Pictures appear in the records below; write out everything else exactly.

─── ENTRIES PROVIDED

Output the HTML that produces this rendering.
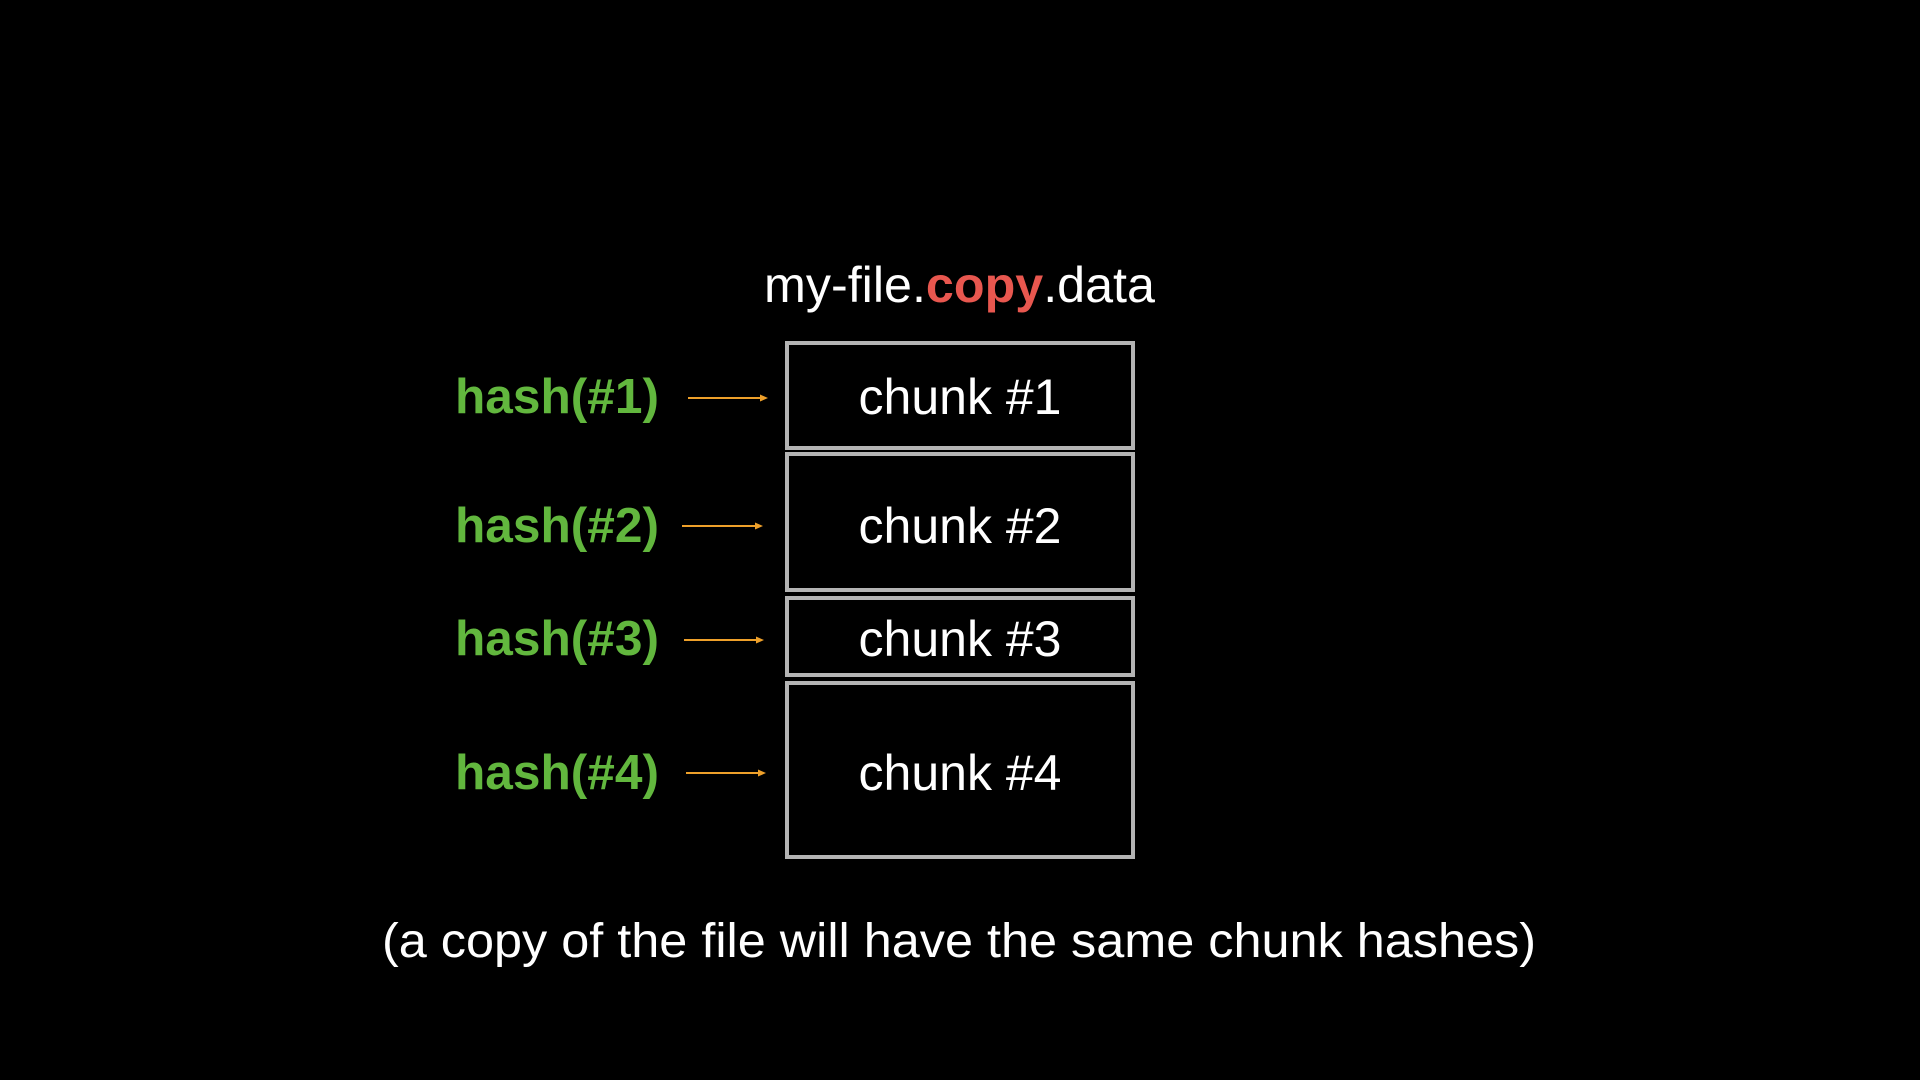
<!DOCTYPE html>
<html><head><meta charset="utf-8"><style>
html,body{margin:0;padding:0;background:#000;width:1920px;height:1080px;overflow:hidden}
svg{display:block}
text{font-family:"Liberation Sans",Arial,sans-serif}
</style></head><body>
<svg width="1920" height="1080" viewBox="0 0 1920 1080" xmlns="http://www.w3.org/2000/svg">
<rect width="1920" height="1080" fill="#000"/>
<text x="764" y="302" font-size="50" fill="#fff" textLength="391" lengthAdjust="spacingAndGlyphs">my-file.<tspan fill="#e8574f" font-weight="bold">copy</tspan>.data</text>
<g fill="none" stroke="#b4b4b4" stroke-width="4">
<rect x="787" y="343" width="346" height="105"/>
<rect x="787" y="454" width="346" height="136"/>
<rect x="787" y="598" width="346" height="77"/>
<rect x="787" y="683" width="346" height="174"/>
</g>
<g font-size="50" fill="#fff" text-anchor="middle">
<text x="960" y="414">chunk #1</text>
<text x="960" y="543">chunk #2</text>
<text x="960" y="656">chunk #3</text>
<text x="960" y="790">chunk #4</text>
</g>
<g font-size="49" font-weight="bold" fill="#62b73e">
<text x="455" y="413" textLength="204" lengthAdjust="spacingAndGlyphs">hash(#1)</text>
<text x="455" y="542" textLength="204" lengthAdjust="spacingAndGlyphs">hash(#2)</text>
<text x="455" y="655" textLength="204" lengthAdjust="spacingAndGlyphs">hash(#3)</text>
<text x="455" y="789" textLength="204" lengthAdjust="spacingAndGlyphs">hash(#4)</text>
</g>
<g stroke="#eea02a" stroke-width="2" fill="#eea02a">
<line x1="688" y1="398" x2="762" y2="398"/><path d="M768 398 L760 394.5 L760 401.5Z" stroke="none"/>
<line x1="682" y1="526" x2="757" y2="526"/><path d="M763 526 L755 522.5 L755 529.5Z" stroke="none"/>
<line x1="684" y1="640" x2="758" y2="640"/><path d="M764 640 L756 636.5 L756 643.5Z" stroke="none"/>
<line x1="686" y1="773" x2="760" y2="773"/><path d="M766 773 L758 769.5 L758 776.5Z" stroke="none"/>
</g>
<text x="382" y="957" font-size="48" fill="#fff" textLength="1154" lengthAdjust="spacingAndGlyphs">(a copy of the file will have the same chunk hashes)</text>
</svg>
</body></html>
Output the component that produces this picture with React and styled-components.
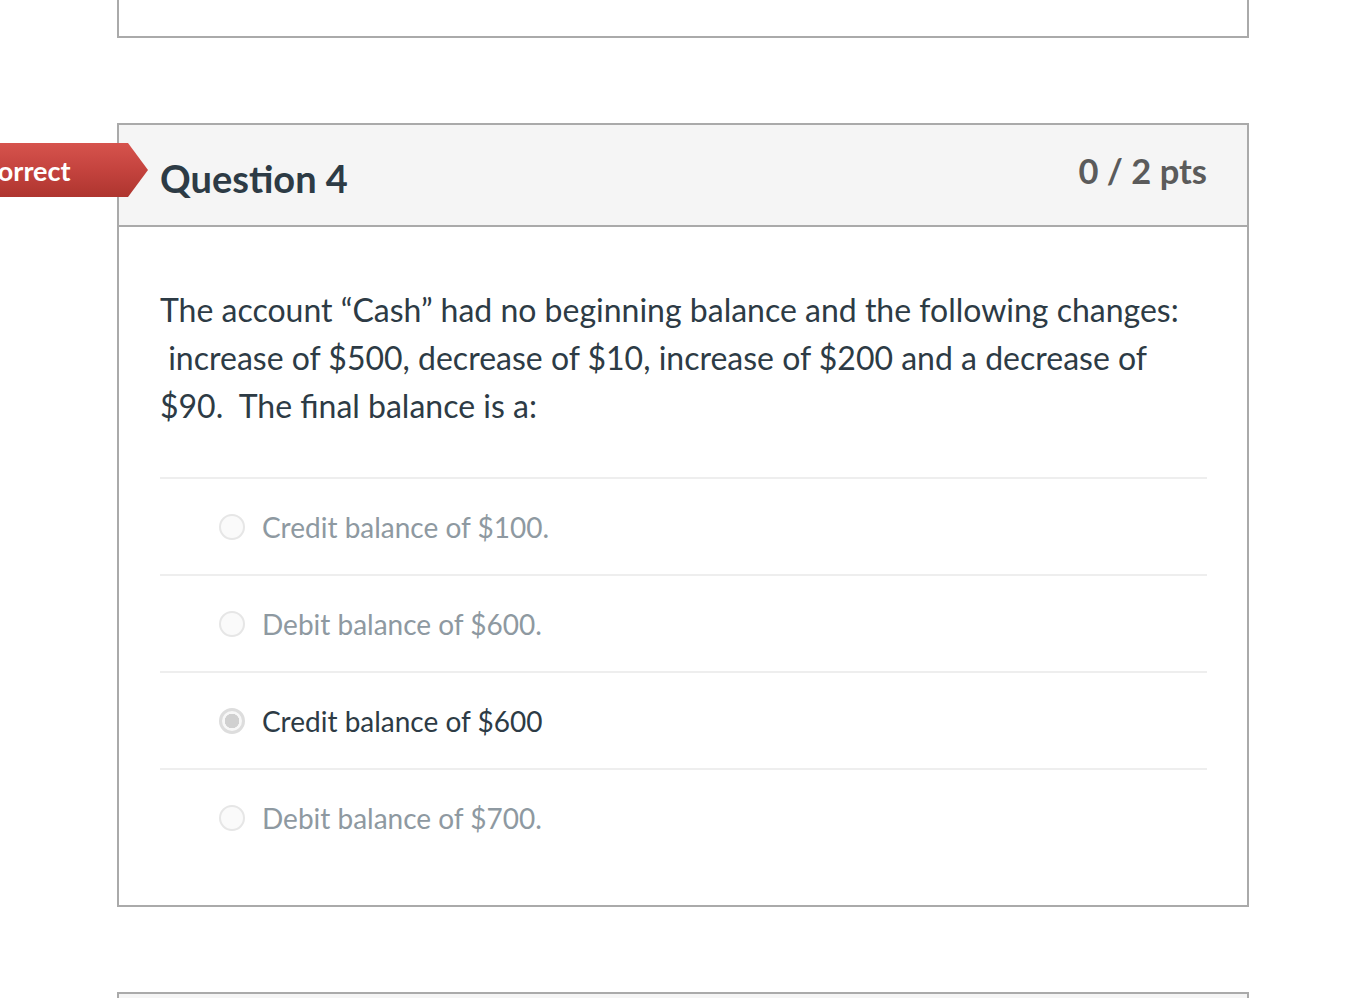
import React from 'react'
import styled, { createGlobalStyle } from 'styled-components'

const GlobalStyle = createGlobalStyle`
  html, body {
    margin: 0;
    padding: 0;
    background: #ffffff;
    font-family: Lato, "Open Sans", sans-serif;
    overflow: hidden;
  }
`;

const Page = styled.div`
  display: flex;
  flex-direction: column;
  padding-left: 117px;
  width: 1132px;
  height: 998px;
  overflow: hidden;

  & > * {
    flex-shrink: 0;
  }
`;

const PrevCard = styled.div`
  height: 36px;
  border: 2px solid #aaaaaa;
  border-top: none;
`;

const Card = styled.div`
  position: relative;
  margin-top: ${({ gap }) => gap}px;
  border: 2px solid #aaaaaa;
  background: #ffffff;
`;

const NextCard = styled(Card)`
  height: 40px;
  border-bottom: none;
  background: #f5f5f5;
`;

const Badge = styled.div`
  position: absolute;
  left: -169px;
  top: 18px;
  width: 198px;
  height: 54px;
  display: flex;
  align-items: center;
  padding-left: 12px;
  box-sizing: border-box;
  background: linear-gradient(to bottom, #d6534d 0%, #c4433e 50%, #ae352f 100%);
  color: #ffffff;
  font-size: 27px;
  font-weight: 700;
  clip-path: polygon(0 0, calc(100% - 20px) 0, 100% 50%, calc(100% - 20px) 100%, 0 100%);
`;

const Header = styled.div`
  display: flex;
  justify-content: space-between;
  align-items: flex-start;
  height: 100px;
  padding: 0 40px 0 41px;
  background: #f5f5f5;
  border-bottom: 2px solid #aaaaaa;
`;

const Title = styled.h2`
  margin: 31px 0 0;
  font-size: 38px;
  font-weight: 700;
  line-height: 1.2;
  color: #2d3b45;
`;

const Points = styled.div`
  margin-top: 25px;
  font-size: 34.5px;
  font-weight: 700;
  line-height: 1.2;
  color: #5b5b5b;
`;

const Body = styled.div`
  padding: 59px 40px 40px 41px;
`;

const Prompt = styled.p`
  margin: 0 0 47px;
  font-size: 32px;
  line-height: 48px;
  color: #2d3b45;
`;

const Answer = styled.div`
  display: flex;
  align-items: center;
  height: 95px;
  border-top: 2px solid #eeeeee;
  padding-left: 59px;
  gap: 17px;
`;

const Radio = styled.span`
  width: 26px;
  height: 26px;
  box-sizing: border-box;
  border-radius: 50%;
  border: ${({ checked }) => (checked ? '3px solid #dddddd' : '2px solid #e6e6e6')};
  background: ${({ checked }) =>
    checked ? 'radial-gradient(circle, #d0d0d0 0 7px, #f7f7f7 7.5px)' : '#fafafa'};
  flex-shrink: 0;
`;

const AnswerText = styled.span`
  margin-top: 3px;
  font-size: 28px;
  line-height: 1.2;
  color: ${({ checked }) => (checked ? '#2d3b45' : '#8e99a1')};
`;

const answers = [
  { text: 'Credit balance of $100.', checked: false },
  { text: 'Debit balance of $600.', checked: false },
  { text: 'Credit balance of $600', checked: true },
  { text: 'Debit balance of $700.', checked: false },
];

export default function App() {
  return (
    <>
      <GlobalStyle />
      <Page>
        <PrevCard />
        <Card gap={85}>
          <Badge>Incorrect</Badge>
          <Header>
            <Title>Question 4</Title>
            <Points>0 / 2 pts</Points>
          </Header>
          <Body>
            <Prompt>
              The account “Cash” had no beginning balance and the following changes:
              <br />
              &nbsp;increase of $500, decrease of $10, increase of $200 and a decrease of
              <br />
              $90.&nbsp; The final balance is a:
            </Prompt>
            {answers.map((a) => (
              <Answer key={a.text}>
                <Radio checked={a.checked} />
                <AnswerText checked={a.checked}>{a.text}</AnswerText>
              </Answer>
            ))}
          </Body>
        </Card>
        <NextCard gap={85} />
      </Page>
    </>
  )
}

──────

*CORRECT RESPONSE:*
Output the HTML that produces this rendering.
<!DOCTYPE html>
<html><head><meta charset="utf-8"><style>
html,body{margin:0;padding:0;background:#000;width:1920px;height:1080px;overflow:hidden}
svg{display:block}
text{font-family:"Liberation Sans",Arial,sans-serif}
</style></head><body>
<svg width="1920" height="1080" viewBox="0 0 1920 1080" xmlns="http://www.w3.org/2000/svg">
<rect width="1920" height="1080" fill="#000"/>
<text x="764" y="302" font-size="50" fill="#fff" textLength="391" lengthAdjust="spacingAndGlyphs">my-file.<tspan fill="#e8574f" font-weight="bold">copy</tspan>.data</text>
<g fill="none" stroke="#b4b4b4" stroke-width="4">
<rect x="787" y="343" width="346" height="105"/>
<rect x="787" y="454" width="346" height="136"/>
<rect x="787" y="598" width="346" height="77"/>
<rect x="787" y="683" width="346" height="174"/>
</g>
<g font-size="50" fill="#fff" text-anchor="middle">
<text x="960" y="414">chunk #1</text>
<text x="960" y="543">chunk #2</text>
<text x="960" y="656">chunk #3</text>
<text x="960" y="790">chunk #4</text>
</g>
<g font-size="49" font-weight="bold" fill="#62b73e">
<text x="455" y="413" textLength="204" lengthAdjust="spacingAndGlyphs">hash(#1)</text>
<text x="455" y="542" textLength="204" lengthAdjust="spacingAndGlyphs">hash(#2)</text>
<text x="455" y="655" textLength="204" lengthAdjust="spacingAndGlyphs">hash(#3)</text>
<text x="455" y="789" textLength="204" lengthAdjust="spacingAndGlyphs">hash(#4)</text>
</g>
<g stroke="#eea02a" stroke-width="2" fill="#eea02a">
<line x1="688" y1="398" x2="762" y2="398"/><path d="M768 398 L760 394.5 L760 401.5Z" stroke="none"/>
<line x1="682" y1="526" x2="757" y2="526"/><path d="M763 526 L755 522.5 L755 529.5Z" stroke="none"/>
<line x1="684" y1="640" x2="758" y2="640"/><path d="M764 640 L756 636.5 L756 643.5Z" stroke="none"/>
<line x1="686" y1="773" x2="760" y2="773"/><path d="M766 773 L758 769.5 L758 776.5Z" stroke="none"/>
</g>
<text x="382" y="957" font-size="48" fill="#fff" textLength="1154" lengthAdjust="spacingAndGlyphs">(a copy of the file will have the same chunk hashes)</text>
</svg>
</body></html>
Output the component that produces this picture with React and styled-components.
import React from 'react'
import styled, { createGlobalStyle } from 'styled-components'

const GlobalStyle = createGlobalStyle`
  html, body {
    margin: 0;
    padding: 0;
    background: #ffffff;
    font-family: Lato, "Open Sans", sans-serif;
    overflow: hidden;
  }
`;

const Page = styled.div`
  display: flex;
  flex-direction: column;
  padding-left: 117px;
  width: 1132px;
  height: 998px;
  overflow: hidden;

  & > * {
    flex-shrink: 0;
  }
`;

const PrevCard = styled.div`
  height: 36px;
  border: 2px solid #aaaaaa;
  border-top: none;
`;

const Card = styled.div`
  position: relative;
  margin-top: ${({ gap }) => gap}px;
  border: 2px solid #aaaaaa;
  background: #ffffff;
`;

const NextCard = styled(Card)`
  height: 40px;
  border-bottom: none;
  background: #f5f5f5;
`;

const Badge = styled.div`
  position: absolute;
  left: -169px;
  top: 18px;
  width: 198px;
  height: 54px;
  display: flex;
  align-items: center;
  padding-left: 12px;
  box-sizing: border-box;
  background: linear-gradient(to bottom, #d6534d 0%, #c4433e 50%, #ae352f 100%);
  color: #ffffff;
  font-size: 27px;
  font-weight: 700;
  clip-path: polygon(0 0, calc(100% - 20px) 0, 100% 50%, calc(100% - 20px) 100%, 0 100%);
`;

const Header = styled.div`
  display: flex;
  justify-content: space-between;
  align-items: flex-start;
  height: 100px;
  padding: 0 40px 0 41px;
  background: #f5f5f5;
  border-bottom: 2px solid #aaaaaa;
`;

const Title = styled.h2`
  margin: 31px 0 0;
  font-size: 38px;
  font-weight: 700;
  line-height: 1.2;
  color: #2d3b45;
`;

const Points = styled.div`
  margin-top: 25px;
  font-size: 34.5px;
  font-weight: 700;
  line-height: 1.2;
  color: #5b5b5b;
`;

const Body = styled.div`
  padding: 59px 40px 40px 41px;
`;

const Prompt = styled.p`
  margin: 0 0 47px;
  font-size: 32px;
  line-height: 48px;
  color: #2d3b45;
`;

const Answer = styled.div`
  display: flex;
  align-items: center;
  height: 95px;
  border-top: 2px solid #eeeeee;
  padding-left: 59px;
  gap: 17px;
`;

const Radio = styled.span`
  width: 26px;
  height: 26px;
  box-sizing: border-box;
  border-radius: 50%;
  border: ${({ checked }) => (checked ? '3px solid #dddddd' : '2px solid #e6e6e6')};
  background: ${({ checked }) =>
    checked ? 'radial-gradient(circle, #d0d0d0 0 7px, #f7f7f7 7.5px)' : '#fafafa'};
  flex-shrink: 0;
`;

const AnswerText = styled.span`
  margin-top: 3px;
  font-size: 28px;
  line-height: 1.2;
  color: ${({ checked }) => (checked ? '#2d3b45' : '#8e99a1')};
`;

const answers = [
  { text: 'Credit balance of $100.', checked: false },
  { text: 'Debit balance of $600.', checked: false },
  { text: 'Credit balance of $600', checked: true },
  { text: 'Debit balance of $700.', checked: false },
];

export default function App() {
  return (
    <>
      <GlobalStyle />
      <Page>
        <PrevCard />
        <Card gap={85}>
          <Badge>Incorrect</Badge>
          <Header>
            <Title>Question 4</Title>
            <Points>0 / 2 pts</Points>
          </Header>
          <Body>
            <Prompt>
              The account “Cash” had no beginning balance and the following changes:
              <br />
              &nbsp;increase of $500, decrease of $10, increase of $200 and a decrease of
              <br />
              $90.&nbsp; The final balance is a:
            </Prompt>
            {answers.map((a) => (
              <Answer key={a.text}>
                <Radio checked={a.checked} />
                <AnswerText checked={a.checked}>{a.text}</AnswerText>
              </Answer>
            ))}
          </Body>
        </Card>
        <NextCard gap={85} />
      </Page>
    </>
  )
}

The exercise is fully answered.